Anthologie permanente : Kiril Kadiiski

Par Florence Trocmé

Bibliothèque

À Dimitar Milanov

Tu te tais, muré de livres de tous côtés,
si dur est le mortier d’illustres pensées
que jamais tu n’arriveras à percer les murs épais
de cette tour de Babel.

Le feu flambe.

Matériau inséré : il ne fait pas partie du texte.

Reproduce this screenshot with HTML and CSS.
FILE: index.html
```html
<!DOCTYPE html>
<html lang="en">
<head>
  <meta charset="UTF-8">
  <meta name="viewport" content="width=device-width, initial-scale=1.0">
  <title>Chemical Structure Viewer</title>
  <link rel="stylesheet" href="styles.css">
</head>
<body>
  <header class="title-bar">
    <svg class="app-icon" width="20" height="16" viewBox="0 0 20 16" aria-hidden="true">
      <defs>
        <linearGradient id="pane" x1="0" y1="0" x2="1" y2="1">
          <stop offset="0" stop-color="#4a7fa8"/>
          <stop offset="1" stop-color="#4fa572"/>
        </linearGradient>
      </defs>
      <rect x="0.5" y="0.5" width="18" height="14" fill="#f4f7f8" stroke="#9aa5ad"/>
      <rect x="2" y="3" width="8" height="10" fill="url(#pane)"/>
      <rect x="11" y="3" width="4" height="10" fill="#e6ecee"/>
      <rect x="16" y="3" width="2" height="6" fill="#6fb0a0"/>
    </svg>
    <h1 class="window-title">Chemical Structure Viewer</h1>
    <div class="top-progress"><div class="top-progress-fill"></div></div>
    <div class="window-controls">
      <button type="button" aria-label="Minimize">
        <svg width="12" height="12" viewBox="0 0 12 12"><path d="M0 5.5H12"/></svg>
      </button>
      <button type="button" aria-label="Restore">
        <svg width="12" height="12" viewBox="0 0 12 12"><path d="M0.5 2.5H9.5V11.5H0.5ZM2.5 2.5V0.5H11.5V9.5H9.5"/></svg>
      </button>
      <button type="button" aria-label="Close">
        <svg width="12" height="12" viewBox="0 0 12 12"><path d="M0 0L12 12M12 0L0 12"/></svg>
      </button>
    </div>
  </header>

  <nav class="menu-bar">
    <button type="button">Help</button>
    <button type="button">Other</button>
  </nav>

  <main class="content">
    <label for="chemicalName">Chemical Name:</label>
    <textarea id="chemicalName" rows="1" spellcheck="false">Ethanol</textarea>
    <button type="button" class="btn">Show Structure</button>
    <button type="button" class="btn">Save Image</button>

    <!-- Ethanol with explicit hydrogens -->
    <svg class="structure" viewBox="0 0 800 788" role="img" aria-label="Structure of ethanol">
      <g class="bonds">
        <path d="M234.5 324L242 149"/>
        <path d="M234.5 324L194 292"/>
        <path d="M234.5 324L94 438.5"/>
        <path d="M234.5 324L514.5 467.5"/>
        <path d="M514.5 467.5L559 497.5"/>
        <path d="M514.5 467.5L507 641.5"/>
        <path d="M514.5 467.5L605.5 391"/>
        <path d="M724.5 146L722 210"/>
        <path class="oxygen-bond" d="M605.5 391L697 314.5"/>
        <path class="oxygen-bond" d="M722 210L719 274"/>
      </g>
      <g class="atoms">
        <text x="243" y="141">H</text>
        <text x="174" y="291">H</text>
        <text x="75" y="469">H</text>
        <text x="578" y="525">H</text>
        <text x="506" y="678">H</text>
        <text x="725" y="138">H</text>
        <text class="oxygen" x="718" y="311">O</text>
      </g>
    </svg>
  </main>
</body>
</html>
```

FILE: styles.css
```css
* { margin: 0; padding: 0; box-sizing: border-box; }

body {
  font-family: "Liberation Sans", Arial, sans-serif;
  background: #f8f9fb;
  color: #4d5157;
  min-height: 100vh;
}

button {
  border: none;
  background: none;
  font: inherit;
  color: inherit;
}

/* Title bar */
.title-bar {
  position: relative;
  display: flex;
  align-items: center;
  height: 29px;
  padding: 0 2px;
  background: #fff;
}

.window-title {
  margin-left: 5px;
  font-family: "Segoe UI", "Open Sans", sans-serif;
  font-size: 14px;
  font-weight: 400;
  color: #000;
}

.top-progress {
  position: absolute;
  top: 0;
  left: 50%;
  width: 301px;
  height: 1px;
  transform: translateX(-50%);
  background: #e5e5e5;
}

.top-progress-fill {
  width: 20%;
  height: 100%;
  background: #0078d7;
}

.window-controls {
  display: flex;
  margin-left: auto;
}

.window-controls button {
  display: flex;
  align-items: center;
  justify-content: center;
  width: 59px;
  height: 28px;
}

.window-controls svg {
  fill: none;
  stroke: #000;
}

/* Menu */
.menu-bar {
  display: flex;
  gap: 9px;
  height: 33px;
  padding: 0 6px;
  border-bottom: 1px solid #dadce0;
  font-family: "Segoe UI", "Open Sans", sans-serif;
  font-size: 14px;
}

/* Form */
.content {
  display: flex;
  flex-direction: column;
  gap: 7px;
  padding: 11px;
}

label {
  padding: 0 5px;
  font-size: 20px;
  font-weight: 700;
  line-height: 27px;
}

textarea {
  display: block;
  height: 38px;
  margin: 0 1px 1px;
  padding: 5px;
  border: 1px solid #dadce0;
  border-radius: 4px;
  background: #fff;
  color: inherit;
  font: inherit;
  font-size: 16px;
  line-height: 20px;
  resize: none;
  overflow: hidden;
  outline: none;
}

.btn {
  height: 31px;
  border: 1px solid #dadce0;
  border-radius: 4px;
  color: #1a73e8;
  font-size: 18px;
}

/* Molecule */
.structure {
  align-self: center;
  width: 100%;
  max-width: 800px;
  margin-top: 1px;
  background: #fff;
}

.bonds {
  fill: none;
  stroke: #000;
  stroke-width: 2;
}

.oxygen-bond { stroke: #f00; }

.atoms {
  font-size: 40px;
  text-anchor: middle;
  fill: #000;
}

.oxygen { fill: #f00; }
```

Des reflets jouent sur les murs :
une main invisible court et s’acharne
à tracer : Mané, Thécel, Pharès…. Le cœur gémit,
Car il sait : demain il y aura encore des ruines.

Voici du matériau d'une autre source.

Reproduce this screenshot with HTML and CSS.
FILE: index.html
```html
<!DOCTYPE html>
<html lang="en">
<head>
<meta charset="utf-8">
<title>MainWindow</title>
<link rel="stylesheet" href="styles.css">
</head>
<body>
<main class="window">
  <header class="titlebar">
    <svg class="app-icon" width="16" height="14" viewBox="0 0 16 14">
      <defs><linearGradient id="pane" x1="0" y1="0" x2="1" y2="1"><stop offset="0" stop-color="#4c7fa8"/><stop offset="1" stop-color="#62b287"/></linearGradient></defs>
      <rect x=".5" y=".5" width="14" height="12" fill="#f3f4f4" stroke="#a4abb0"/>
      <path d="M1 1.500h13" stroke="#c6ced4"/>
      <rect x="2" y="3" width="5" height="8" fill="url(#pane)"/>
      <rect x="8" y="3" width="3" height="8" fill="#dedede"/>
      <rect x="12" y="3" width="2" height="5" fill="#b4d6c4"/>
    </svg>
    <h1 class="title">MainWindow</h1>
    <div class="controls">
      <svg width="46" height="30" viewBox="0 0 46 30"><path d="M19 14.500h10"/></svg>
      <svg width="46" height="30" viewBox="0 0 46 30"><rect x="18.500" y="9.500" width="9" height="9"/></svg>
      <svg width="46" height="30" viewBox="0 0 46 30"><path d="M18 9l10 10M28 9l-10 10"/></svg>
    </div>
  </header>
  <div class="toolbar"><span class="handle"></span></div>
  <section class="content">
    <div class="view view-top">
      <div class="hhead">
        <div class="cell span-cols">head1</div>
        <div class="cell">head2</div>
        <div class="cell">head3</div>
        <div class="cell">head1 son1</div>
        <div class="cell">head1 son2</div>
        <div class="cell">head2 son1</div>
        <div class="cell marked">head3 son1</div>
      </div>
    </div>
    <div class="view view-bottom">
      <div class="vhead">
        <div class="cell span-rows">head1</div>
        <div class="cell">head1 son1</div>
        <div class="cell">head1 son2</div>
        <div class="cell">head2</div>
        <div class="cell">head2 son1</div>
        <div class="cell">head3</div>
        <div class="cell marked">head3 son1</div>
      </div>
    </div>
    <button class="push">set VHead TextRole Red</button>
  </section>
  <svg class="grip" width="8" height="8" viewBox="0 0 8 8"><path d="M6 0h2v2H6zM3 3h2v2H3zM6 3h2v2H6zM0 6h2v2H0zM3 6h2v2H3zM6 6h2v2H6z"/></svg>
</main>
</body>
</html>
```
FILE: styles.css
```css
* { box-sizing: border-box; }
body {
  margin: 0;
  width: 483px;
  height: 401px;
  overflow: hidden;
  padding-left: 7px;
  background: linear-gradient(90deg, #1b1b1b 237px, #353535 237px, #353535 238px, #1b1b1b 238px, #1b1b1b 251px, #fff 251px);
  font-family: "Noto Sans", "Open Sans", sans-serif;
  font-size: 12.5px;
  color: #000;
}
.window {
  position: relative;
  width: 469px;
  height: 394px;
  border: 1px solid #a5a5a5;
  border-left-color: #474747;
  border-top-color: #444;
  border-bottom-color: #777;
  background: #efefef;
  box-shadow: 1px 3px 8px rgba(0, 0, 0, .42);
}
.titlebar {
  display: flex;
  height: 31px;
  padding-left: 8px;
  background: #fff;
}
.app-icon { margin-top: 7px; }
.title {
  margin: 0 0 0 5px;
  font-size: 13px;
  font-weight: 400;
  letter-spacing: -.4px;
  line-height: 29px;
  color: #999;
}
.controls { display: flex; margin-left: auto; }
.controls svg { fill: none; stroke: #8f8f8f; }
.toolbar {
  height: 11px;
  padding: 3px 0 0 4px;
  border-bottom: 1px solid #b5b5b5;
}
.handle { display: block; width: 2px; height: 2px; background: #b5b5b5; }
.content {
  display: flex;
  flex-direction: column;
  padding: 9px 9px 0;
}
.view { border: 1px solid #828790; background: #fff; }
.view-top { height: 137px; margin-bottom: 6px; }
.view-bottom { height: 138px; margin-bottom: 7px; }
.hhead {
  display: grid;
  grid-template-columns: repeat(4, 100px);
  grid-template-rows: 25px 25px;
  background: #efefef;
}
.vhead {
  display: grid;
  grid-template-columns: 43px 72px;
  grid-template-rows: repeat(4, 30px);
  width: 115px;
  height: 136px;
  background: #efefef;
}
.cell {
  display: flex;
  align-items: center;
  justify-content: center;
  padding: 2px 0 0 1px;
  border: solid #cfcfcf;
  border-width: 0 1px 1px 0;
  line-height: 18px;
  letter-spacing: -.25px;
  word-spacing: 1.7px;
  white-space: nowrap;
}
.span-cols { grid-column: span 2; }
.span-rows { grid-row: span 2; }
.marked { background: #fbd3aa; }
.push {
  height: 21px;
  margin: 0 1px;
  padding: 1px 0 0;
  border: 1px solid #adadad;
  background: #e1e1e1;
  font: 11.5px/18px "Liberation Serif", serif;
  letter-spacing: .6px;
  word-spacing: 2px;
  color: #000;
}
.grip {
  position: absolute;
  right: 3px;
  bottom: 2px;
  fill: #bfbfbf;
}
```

De qui triomphons-nous et pourquoi, qui osa le premier
se rendre au festin de minuit –
si la joie qui suit toute victoire est anticipée…

La nuit… Le vent se précipite dans la cheminée et se déchaîne,
feuilletant le feu – anthologie ensanglantée –
mais qu’y lira-t-il de toi, de moi, de nous tous ?…

Quelques semaines avant que les éditions L’Esprit des péninsules annoncent la cessation de leur activité (triste temps pour l’édition indépendante !), cette maison, en coopération avec les Presses Universitaires St.Clément d’Okhrid, publiait un volume de presque huit cent pages rassemblant l’œuvre poétique du grand poète bulgare Kiril Kadiiski. C’est une édition trilingue qui présente les textes originaux ainsi que les traductions en anglais d’Ann Diamond et les traductions en français dues à Sylvia Wagenstein et à Nicole Laurent-Catrice, en collaboration avec l’auteur. C’est de ce livre qu’est tiré le poème ci-dessus.
Cette édition soignée, pourvue d’informations précises sur la vie et l’œuvre de Kadiiski, est introduite par quelques pages éclairantes de Stéphane Baquey sur le parcours de Kiril Kadiiski. Une approche différenciée de sa dissidence.
Kadiiski, qui dirige depuis 2005 le Centre culturel bulgare de Paris, n’est pas un inconnu pour les lecteurs français. Plusieurs recueils de ses poèmes étaient déjà parus en France, chez divers éditeurs, dont Fata Morgana. En mai 2001 il était l’un des écrivains bulgares invités en France dans le cadre des Belles étrangères et en 2002 il recevait le Prix Max Jacob étranger.
Ce poète, né en 1947, a connu des conflits avec l’Union des écrivains bulgares. Aussi n’a-t-il que peu publié officiellement jusqu’en 1989, faisant paraître en revanche ses traductions de Villon, Verlaine, Mallarmé, Rimbaud, Apollinaire et d’autres poètes français.
Ce volume Poèmes publié par l’Esprit des péninsules permet donc de prendre toute la mesure de cette œuvre.